Colin McRae Rally, 1998: the G400 ran normally, the GeForce2 had massive flickering, canceled the benchmark
Midtown Madness, 1999: https://www.youtube.com/watch?v=PiRevl62Byc
Thief 2, 2000: https://www.youtube.com/watch?v=Dd_tWguFJsU
Black & White, 2001: https://www.youtube.com/watch?v=-Eqnk8hAt7c
Microsoft Train Simulator, 2001: https://www.youtube.com/watch?v=doWetOPXFtA

Nvidia moved on with their drivers, so forget playing Colin McRae Rally or Midtown Madness with the Detonator 45.23.
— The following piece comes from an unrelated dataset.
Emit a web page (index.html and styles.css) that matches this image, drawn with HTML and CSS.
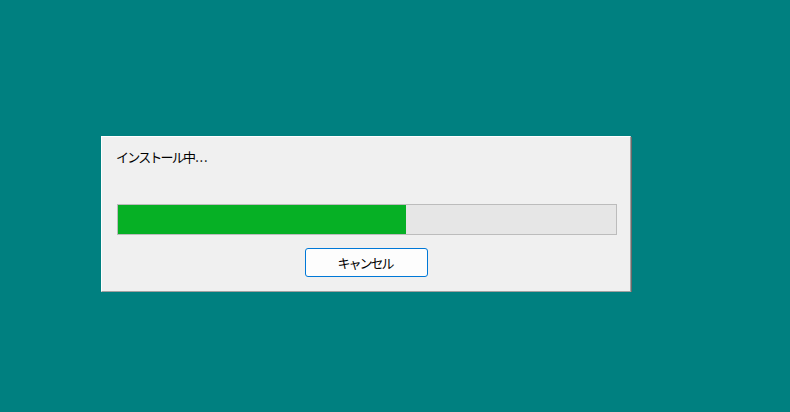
FILE: index.html
```html
<!DOCTYPE html>
<html lang="ja">
<head>
    <meta charset="UTF-8">
    <title>インストール中</title>
    <link rel="stylesheet" href="styles.css">
</head>
<body>
    <div class="window">
        <p class="status">インストール中<span class="dots">...</span></p>
        <div class="progress">
            <div class="progress-fill" style="width: 57.8%"></div>
        </div>
        <button class="btn">キャンセル</button>
    </div>
</body>
</html>
```

FILE: styles.css
```css
body {
    margin: 0;
    background-color: #008080;
    font-family: "Noto Sans CJK JP", "Noto Sans", sans-serif;
    font-size: 13px;
    color: #000;
}

.window {
    box-sizing: border-box;
    display: flex;
    flex-direction: column;
    width: 530px;
    height: 156px;
    margin: 136px 0 0 101px;
    padding: 10px 13px 14px 15px;
    background-color: #f0f0f0;
    border-top: 1px solid #ffffff;
    border-left: 1px solid #ffffff;
    border-right: 1px solid #a0a0a0;
    border-bottom: 1px solid #a0a0a0;
    box-shadow: 1px 1px 0 #696969;
}

.status {
    margin: 0 0 0 -1px;
    line-height: 20px;
    letter-spacing: -1.8px;
}

.dots {
    margin-left: 1px;
    letter-spacing: 0.8px;
}

.progress {
    box-sizing: border-box;
    width: 500px;
    height: 32px;
    margin-top: 37px;
    background-color: #e6e6e6;
    border: 1px solid #bcbcbc;
}

.progress-fill {
    height: 100%;
    background-color: #06b025;
}

.btn {
    box-sizing: border-box;
    align-self: center;
    width: 123px;
    height: 30px;
    margin-top: 13px;
    margin-left: -2px;
    padding: 0 2px 0 0;
    background-color: #fdfdfd;
    border: 1px solid #0078d7;
    border-radius: 3px;
    font-family: inherit;
    font-size: 13px;
    letter-spacing: -2px;
    color: #000;
}
```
It's worth noting that when the GeForce2 isn't glitching out in Midtown Madness, it's more or less tied in speed with the G400, until later in the video when the draw distance gets smaller. It's a glitched benchmark so you can't be sure, but that's what you have. In Thief 2, the GeForce2 again isn't notably faster, and sometimes it's slower. Same in (the CPU-bound) Microsoft Train Simulator, it's only when the triangle count goes up that the GeForce2 does better. In Black & White, the GeForce2 is clearly faster.

In terms of image quality, it's typically said that the Matroxes have good 2-D, but it's obvious they're strong against the GeForce2 tech in 3-D quality, as well. Apart from glitched rain on the G400 and somewhat blurrier textures in the background, Black & White looks identical on these cards, despite the G400 being almost two years old at that point, and the GeForce2 Ti not out yet. Microsoft Train Simulator doesn't quite look the same, it's almost like there's a texture-sharpening filter on the GeForce2. The textures don't look higher-res, just sharpened. On the G400, there's an odd horizontal glitch in that game.

As before, the tests are in 640 x 480, which is not only the best resolution for everything but one that saps some of the GeForce2's fillrate advantage. On the other hand, the GeForce2 has twice the RAM compared to the G400, which probably helps in the newer games.

Someone in the thread said there's no comparison between the G400 and the GeForce2, but clearly that depends.